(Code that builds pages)
........

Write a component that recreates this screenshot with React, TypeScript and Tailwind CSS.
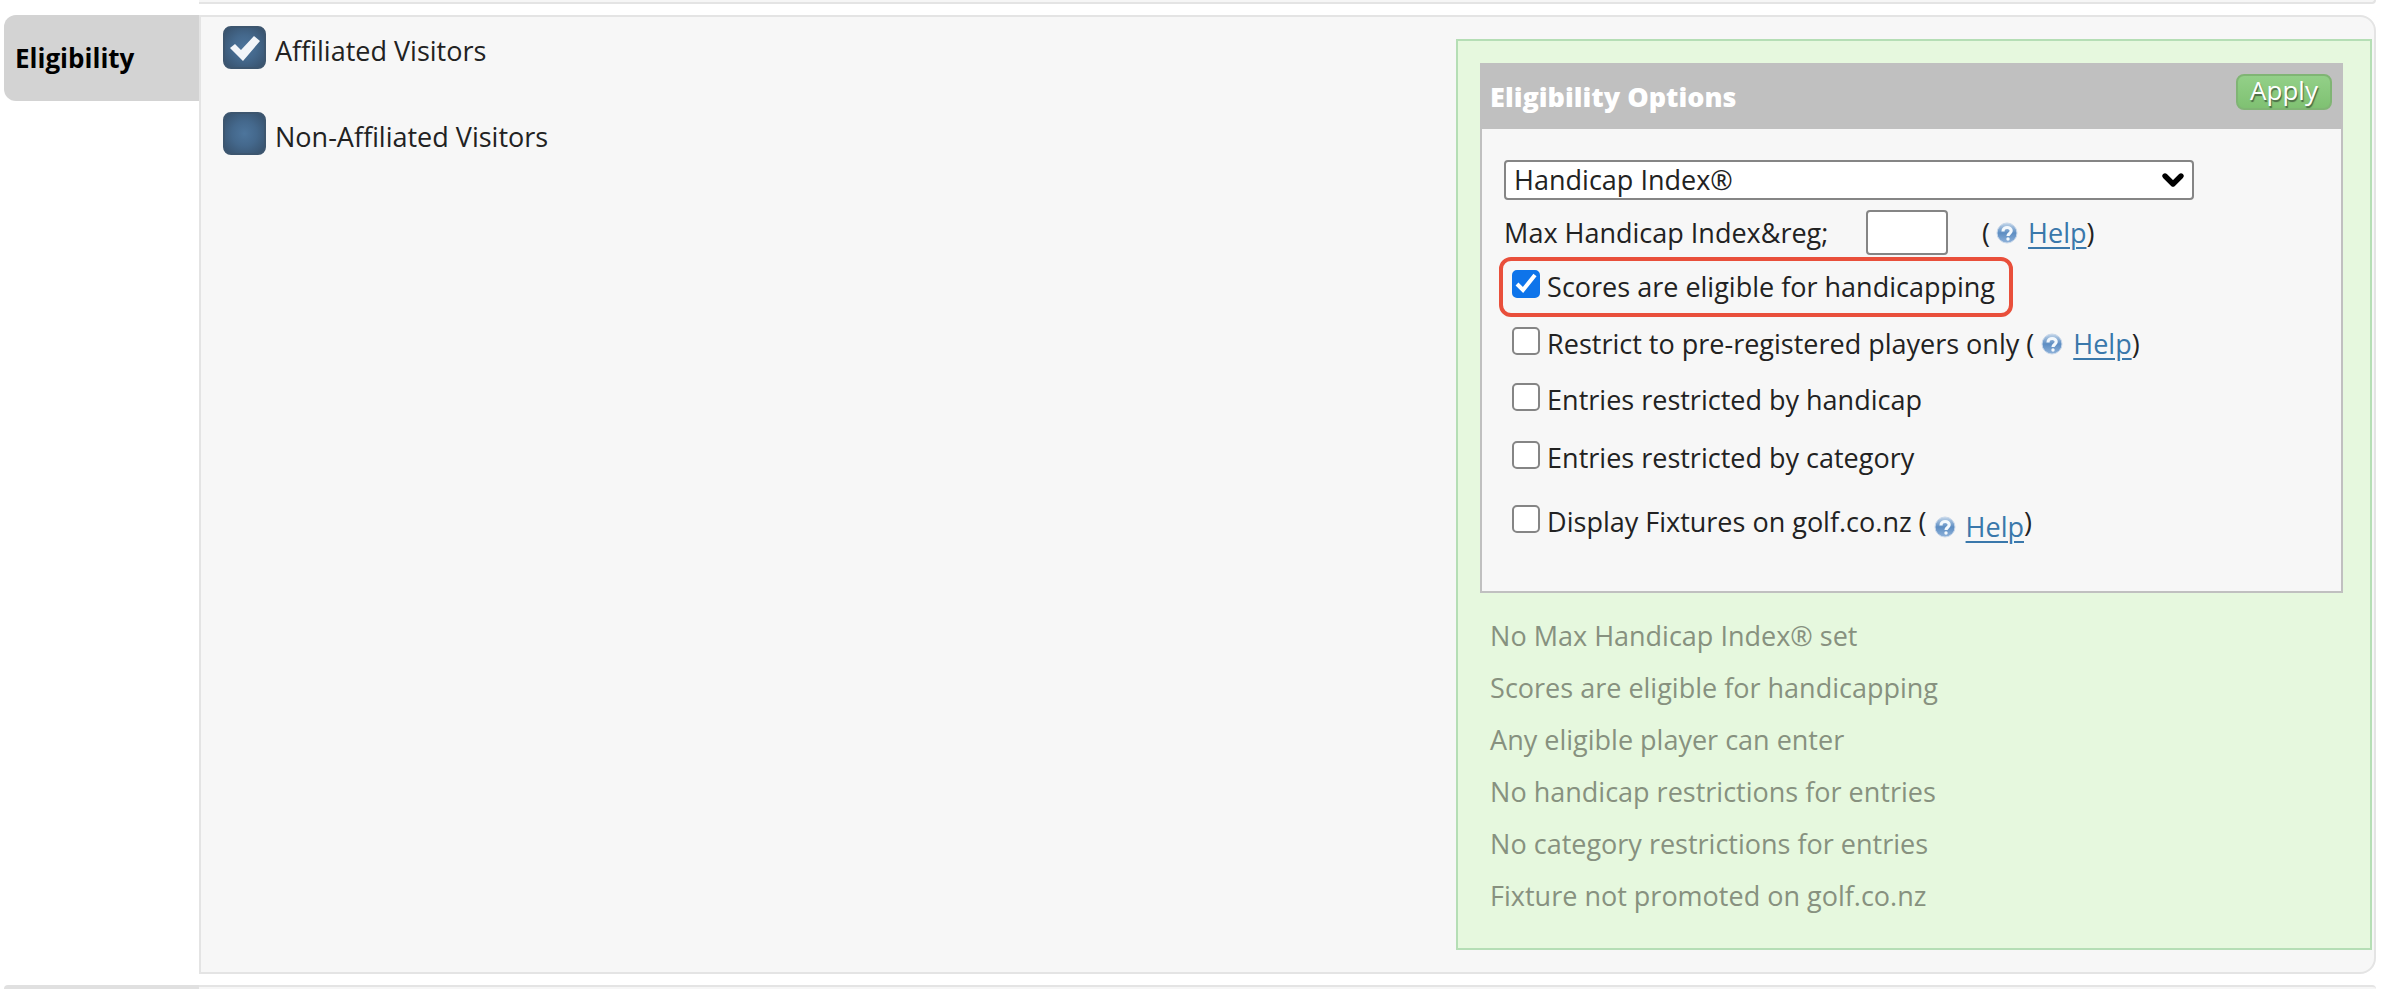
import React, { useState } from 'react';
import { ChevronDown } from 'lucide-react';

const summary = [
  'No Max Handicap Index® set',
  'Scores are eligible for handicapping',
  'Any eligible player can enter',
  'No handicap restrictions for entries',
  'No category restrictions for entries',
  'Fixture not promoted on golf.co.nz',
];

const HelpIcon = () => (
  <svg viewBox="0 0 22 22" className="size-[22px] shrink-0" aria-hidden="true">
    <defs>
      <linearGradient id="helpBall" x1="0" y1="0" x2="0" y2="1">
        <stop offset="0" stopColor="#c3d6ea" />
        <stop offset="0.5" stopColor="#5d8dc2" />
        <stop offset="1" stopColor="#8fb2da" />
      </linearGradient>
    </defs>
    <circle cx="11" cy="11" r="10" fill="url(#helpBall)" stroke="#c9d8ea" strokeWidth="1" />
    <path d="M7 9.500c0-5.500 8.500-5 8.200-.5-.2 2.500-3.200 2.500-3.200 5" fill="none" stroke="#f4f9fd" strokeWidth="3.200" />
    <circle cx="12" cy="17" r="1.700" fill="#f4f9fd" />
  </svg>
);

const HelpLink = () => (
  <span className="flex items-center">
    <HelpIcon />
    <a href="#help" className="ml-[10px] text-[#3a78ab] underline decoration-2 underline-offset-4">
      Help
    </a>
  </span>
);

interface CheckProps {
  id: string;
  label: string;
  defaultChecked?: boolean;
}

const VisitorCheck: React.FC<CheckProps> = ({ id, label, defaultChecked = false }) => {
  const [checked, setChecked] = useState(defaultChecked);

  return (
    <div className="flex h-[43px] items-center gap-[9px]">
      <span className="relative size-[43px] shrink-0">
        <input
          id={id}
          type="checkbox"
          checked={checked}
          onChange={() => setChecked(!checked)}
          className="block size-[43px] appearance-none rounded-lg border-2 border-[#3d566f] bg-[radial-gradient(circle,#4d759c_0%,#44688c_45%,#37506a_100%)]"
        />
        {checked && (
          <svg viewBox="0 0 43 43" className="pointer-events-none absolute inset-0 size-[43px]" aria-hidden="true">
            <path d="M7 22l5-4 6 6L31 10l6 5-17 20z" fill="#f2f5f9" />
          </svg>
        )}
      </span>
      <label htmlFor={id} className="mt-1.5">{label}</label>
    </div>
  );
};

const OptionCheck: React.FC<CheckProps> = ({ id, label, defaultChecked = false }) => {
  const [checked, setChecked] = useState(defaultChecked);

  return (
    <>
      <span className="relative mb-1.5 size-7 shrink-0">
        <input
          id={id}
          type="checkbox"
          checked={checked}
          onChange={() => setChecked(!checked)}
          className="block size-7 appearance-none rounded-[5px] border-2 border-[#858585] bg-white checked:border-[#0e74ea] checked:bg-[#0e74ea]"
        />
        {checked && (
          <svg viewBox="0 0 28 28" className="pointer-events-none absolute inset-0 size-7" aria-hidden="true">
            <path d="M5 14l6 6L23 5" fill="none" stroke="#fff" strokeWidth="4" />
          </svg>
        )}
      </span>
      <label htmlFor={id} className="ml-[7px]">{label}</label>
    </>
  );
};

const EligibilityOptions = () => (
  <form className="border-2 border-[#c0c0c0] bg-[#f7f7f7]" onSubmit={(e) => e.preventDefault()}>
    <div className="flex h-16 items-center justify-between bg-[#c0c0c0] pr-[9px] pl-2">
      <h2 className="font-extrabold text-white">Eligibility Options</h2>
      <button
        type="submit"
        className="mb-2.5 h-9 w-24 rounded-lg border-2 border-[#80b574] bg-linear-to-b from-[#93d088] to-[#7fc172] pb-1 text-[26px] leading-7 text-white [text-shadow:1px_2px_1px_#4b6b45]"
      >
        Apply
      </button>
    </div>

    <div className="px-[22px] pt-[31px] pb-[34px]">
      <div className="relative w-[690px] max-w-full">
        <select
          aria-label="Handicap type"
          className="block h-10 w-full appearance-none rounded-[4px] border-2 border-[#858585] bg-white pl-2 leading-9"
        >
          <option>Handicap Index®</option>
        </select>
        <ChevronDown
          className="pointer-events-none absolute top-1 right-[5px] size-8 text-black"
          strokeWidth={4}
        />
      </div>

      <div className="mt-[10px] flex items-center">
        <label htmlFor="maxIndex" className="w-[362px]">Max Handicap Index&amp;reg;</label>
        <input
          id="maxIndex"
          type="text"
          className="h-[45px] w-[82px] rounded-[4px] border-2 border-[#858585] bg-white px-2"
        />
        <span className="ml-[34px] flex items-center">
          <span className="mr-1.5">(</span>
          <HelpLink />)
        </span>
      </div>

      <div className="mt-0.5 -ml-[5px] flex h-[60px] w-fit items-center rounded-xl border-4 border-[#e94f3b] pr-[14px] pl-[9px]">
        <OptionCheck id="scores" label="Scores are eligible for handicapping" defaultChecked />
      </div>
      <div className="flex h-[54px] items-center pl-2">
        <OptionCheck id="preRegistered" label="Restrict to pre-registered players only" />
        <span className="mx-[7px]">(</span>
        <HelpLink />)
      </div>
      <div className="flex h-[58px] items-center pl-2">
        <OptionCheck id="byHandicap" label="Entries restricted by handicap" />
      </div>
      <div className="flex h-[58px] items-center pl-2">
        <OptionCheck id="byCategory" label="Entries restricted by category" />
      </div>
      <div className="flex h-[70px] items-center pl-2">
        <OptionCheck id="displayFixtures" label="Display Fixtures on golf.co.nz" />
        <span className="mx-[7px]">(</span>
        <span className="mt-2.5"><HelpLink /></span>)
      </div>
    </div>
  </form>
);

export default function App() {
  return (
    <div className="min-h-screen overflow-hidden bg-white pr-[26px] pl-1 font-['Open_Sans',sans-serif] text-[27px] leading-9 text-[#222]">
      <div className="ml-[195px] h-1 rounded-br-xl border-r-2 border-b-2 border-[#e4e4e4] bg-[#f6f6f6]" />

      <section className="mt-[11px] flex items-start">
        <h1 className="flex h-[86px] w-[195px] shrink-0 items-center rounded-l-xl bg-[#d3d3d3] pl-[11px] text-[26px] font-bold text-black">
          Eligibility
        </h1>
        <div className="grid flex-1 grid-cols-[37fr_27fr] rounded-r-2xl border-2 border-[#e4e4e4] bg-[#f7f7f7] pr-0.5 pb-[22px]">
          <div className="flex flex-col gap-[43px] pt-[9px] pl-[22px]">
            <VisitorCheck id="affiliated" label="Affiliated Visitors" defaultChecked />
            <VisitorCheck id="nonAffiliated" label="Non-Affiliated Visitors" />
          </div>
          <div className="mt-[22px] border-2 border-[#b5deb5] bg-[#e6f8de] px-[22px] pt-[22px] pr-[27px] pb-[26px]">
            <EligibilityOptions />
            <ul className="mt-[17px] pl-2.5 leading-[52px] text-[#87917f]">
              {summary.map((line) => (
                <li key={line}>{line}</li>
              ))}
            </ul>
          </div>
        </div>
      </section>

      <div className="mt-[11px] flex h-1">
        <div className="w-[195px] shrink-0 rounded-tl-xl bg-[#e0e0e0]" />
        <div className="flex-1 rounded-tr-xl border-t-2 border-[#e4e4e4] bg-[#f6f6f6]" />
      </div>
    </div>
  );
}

........

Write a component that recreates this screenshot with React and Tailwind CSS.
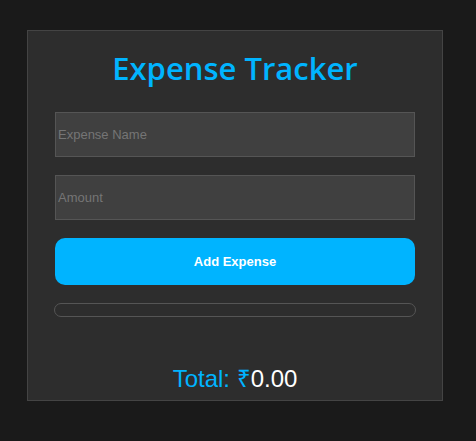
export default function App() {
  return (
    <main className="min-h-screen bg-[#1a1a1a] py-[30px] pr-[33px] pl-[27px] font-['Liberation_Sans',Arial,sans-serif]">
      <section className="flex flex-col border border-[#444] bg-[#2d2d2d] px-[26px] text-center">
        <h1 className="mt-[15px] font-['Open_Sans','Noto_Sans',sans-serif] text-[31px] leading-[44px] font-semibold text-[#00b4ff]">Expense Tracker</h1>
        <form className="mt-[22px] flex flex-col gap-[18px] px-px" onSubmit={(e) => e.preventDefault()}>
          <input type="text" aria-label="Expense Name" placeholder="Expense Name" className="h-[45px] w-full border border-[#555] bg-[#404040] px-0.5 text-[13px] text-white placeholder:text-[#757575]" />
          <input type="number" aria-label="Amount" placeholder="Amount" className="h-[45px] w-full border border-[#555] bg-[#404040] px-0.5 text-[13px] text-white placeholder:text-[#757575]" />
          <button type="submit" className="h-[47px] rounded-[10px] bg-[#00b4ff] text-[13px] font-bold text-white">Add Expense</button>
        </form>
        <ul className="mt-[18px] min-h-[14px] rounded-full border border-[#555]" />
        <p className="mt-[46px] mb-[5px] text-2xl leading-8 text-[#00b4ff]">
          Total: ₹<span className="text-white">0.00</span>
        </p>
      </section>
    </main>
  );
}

........

Exercise goal: Scan the material above. Copy each line that holds the word "recreates".

Result for this task:
Write a component that recreates this screenshot with React, TypeScript and Tailwind CSS.
Write a component that recreates this screenshot with React and Tailwind CSS.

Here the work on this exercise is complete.